META poaches apple designer
By Anagha Ashok Published December 3, 2025 10:50 PM PST
By Anagha Ashok Published December 3, 2025 10:50 PM PST
Meta has recruited Alan Dye, Apple’s longtime head of user interface design, marking a major win for Mark Zuckerberg’s company as it ramps up efforts to build wearable devices powered by artificial intelligence. Dye, who led Apple’s design team since 2015, will run a new Meta design studio overseeing hardware, software, and AI integration across its product ecosystem.
Zuckerberg said the move reflected Meta’s ambition to “treat intelligence as a new design material.” In a post on Threads, he added: “We’re entering a new era where AI glasses and other devices will change how we connect with technology and each other… what matters most is making these experiences feel natural and truly centred around people.”

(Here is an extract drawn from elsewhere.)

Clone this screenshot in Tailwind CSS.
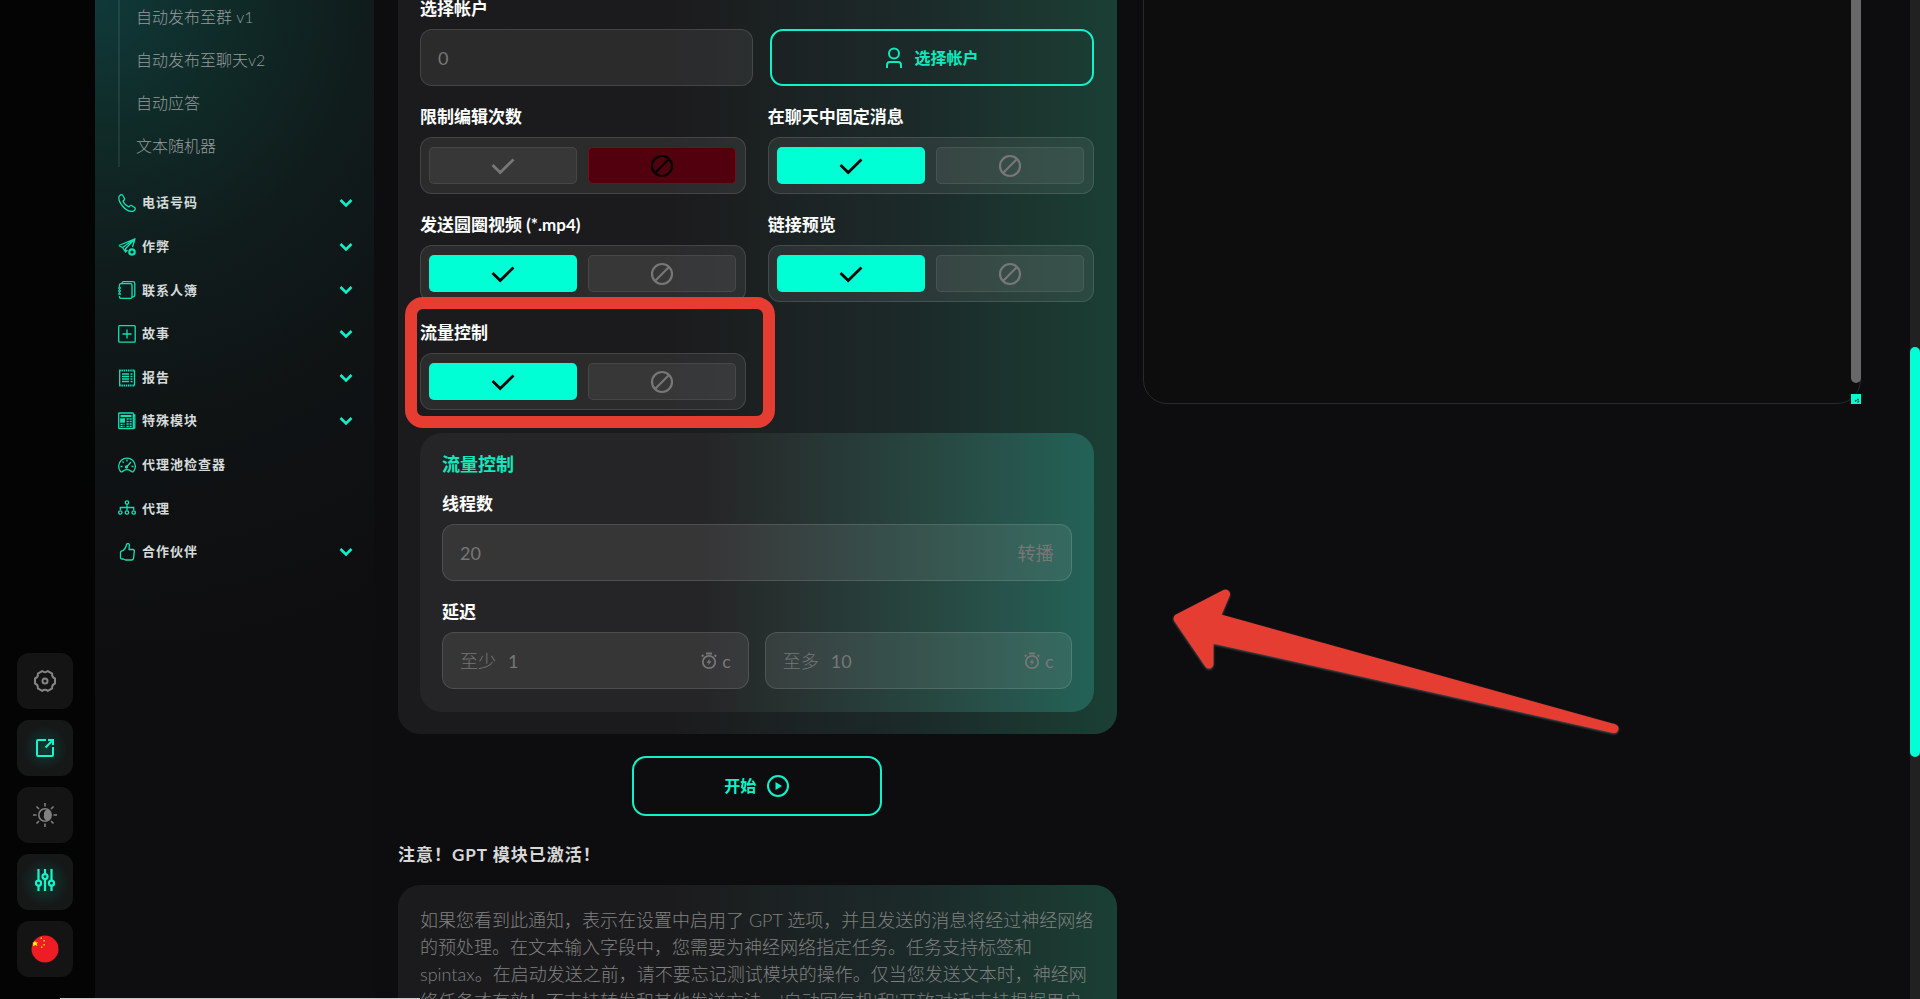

Dye will report to Meta’s chief technology officer Andrew Bosworth, who heads the Reality Labs division responsible for AI glasses, Ray-Ban smart glasses, and Quest virtual reality headsets. His appointment follows Meta’s September launch of smart glasses featuring an in-lens AI display that can project messages, calls, and assistant responses.
Apple confirmed Dye’s departure, naming veteran designer Stephen Lemay as his replacement. Chief executive
Tim Cook praised Lemay for shaping “every major Apple interface since 1999” and for upholding Apple’s culture of “collaboration and creativity.”
The announcement comes amid wider leadership changes at the iPhone maker, including the retirement of chief operating officer Jeff Williams and the upcoming departure of AI chief John Giannandrea, who will be succeeded by former Microsoft and DeepMind executive Amar Subramanya.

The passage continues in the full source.